I was thinking Islands would not have to be attached to a coasts, since deep ocean islands are often not on continental divides and shelfs, but mountains. If sea movement was changed more to operate around a concept of range, these would be really useful. Also, many important resources might only be able to be found in two places(1) an isolationist power, (2) a small island chain. Could lead to some intersting conflicts for one or two tiles.
 
While we're changing islands...let's ditch the one- or two-tile islands that are all mountain and have the only source of iron you can find! Either that or allow colonies to have the ability to act as a harbor.

If you really are going for building on Pacific islands in a WWII scene, perhaps create a type of settler that can build on mountains (volcanic of course). Realistically there are towns built on mountains so why not allow it in the game?
 
ManOfMiracles said:
While we're changing islands...let's ditch the one- or two-tile islands that are all mountain and have the only source of iron you can find! Either that or allow colonies to have the ability to act as a harbor.

If you really are going for building on Pacific islands in a WWII scene, perhaps create a type of settler that can build on mountains (volcanic of course). Realistically there are towns built on mountains so why not allow it in the game?

Maybe that could be an Ancient Era tech that allowed you build on Volcanoes and Mountains, but with a population cap(besides environmental).
 
No... Civ is a global game... villages and small cities do not appear in the game, so why would small islands appear?
In scenarios they should (e.g. WWII), but in epic games... no...
 
Vizurok said:
No... Civ is a global game... villages and small cities do not appear in the game, so why would small islands appear?
In scenarios they should (e.g. WWII), but in epic games... no...

Those are both things that should be reworked. I think there should be better graphic representation of rural and suburban communities. Maybe cities should start sprawling a little bit, especially in the industrial and modern ages.
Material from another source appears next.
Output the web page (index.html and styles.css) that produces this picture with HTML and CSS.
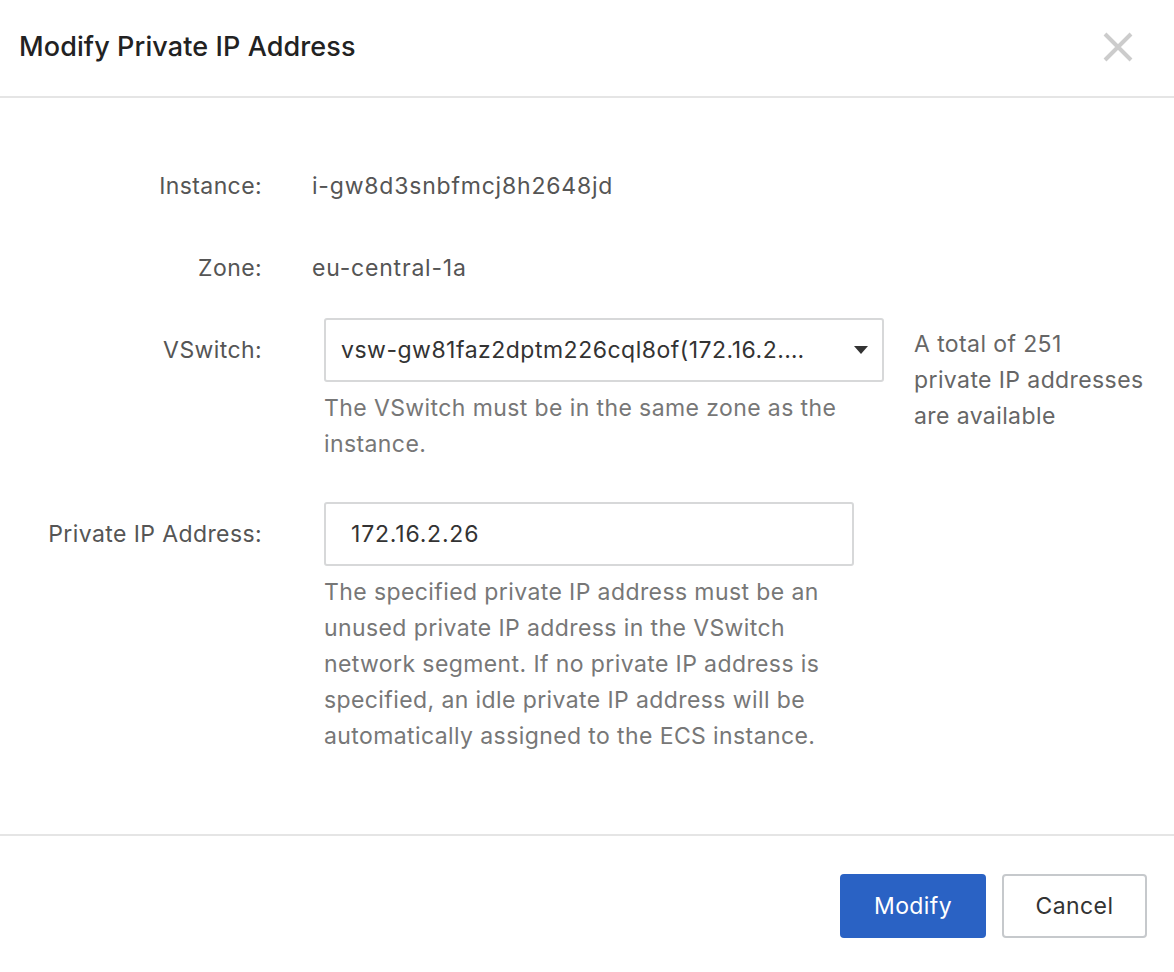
FILE: index.html
```html
<!DOCTYPE html>
<html lang="en">
<head>
<meta charset="utf-8">
<title>Modify Private IP Address</title>
<link rel="stylesheet" href="styles.css">
</head>
<body>
<div class="dialog">
  <header class="dlg-header">
    <h1 class="dlg-title">Modify Private IP Address</h1>
    <button class="dlg-close" aria-label="Close">
      <svg width="32" height="32" viewBox="0 0 32 32"><path d="M3 3 L29 29 M29 3 L3 29" stroke="#cccccc" stroke-width="4" fill="none"/></svg>
    </button>
  </header>
  <main class="dlg-body">
    <div class="form">
      <div class="row row-instance">
        <div class="label">Instance:</div>
        <div class="value">i-gw8d3snbfmcj8h2648jd</div>
      </div>
      <div class="row row-zone">
        <div class="label">Zone:</div>
        <div class="value">eu-central-1a</div>
      </div>
      <div class="row row-vswitch">
        <div class="label label-ctl">VSwitch:</div>
        <div class="control control-split">
          <div class="ctl-main">
            <div class="select">
              <span class="select-text">vsw-gw81faz2dptm226cql8of(172.16.2.…</span>
              <svg class="caret" width="14" height="8" viewBox="0 0 14 8"><path d="M0 0 H14 L7 8 Z" fill="#333"/></svg>
            </div>
            <p class="help help-narrow">The VSwitch must be in the same zone as the instance.</p>
          </div>
          <div class="side-note">A total of 251<br>private IP addresses are available</div>
        </div>
      </div>
      <div class="row">
        <div class="label label-ctl">Private IP Address:</div>
        <div class="control">
          <div class="input">172.16.2.26</div>
          <p class="help help-wide">The specified private IP address must be an unused private IP address in the VSwitch network segment. If no private IP address is specified, an idle private IP address will be automatically assigned to the ECS instance.</p>
        </div>
      </div>
    </div>
  </main>
  <footer class="dlg-footer">
    <button class="btn btn-primary">Modify</button>
    <button class="btn btn-default">Cancel</button>
  </footer>
</div>
</body>
</html>
```

FILE: styles.css
```css
* { box-sizing: border-box; }
html, body { margin: 0; padding: 0; background: #fff; }
body {
  font-family: Inter, "Noto Sans", "Liberation Sans", sans-serif;
  font-size: 23px;
  letter-spacing: 0.4px;
  color: #333;
}
.dialog {
  width: 1174px;
  height: 972px;
  display: flex;
  flex-direction: column;
}
.dlg-header {
  height: 98px;
  flex: none;
  border-bottom: 2px solid #e5e5e5;
  display: flex;
  align-items: center;
  justify-content: space-between;
  padding: 0 40px 4px 19px;
}
.dlg-title {
  margin: 0;
  font-size: 27px;
  font-weight: 500;
  letter-spacing: 0.1px;
  color: #222;
}
.dlg-close {
  border: 0;
  background: none;
  padding: 0;
  display: flex;
  margin-top: 2px;
}
.dlg-body {
  height: 736px;
  flex: none;
  padding-top: 70px;
}
.form {
  display: flex;
  flex-direction: column;
}
.row {
  display: grid;
  grid-template-columns: 262px 1fr;
  column-gap: 62px;
}
.row-instance { margin-bottom: 46px; }
.row-zone { margin-bottom: 32px; }
.row-vswitch { margin-bottom: 40px; }
.label {
  text-align: right;
  color: #555;
  line-height: 36px;
  white-space: nowrap;
}
.value {
  color: #555;
  margin-left: -12px;
  line-height: 36px;
  letter-spacing: 0.8px;
}
.label-ctl { line-height: 64px; }
.control-split {
  display: flex;
  align-items: flex-start;
  gap: 30px;
}
.ctl-main {
  width: 560px;
  flex: none;
}
.select {
  width: 560px;
  height: 64px;
  border: 2px solid #d7d8d9;
  border-radius: 3px;
  display: flex;
  align-items: center;
  justify-content: space-between;
  padding: 0 14px 0 15px;
  color: #333;
}
.select-text { white-space: nowrap; letter-spacing: 0.5px; }
.side-note {
  width: 245px;
  color: #666;
  line-height: 36px;
  margin-top: 8px;
}
.help {
  margin: 8px 0 0;
  color: #777;
  line-height: 36px;
}
.help-narrow { width: 540px; }
.help-wide { width: 515px; }
.input {
  width: 530px;
  height: 64px;
  border: 2px solid #d7d8d9;
  border-radius: 3px;
  display: flex;
  align-items: center;
  padding: 0 25px;
  color: #333;
  letter-spacing: 0.8px;
}
.dlg-footer {
  flex: 1;
  border-top: 2px solid #e5e5e5;
  display: flex;
  justify-content: flex-end;
  align-items: flex-start;
  gap: 16px;
  padding: 38px 27px 0 0;
}
.btn {
  height: 64px;
  border-radius: 4px;
  font-family: inherit;
  font-size: 23px;
  letter-spacing: 0.4px;
  padding: 0;
}
.btn-primary {
  width: 146px;
  background: #2a62c4;
  border: 0;
  color: #fff;
}
.btn-default {
  width: 145px;
  background: #fff;
  border: 2px solid #c6c9cc;
  color: #333;
}
```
As for epic games, in Earth history some very important conflicts occured over the Carribean Islands. They had resources that people wanted, but you could not have made a great city there. It would also allow you to have some forward naval bases, for if they ever implement some sort of logistics or port based movement.
 
Your self. this thing would be about page 34, I think you had to search.
Anyway, the islands would be a great idea.
sir schwick said:
I was thinking Islands would not have to be attached to a coasts, since deep ocean islands are often not on continental divides and shelfs, but mountains.
From a geographical point of view, you are right. But one of the reason to control island is a 200 km range of coast you get, even on the smallest island of the world.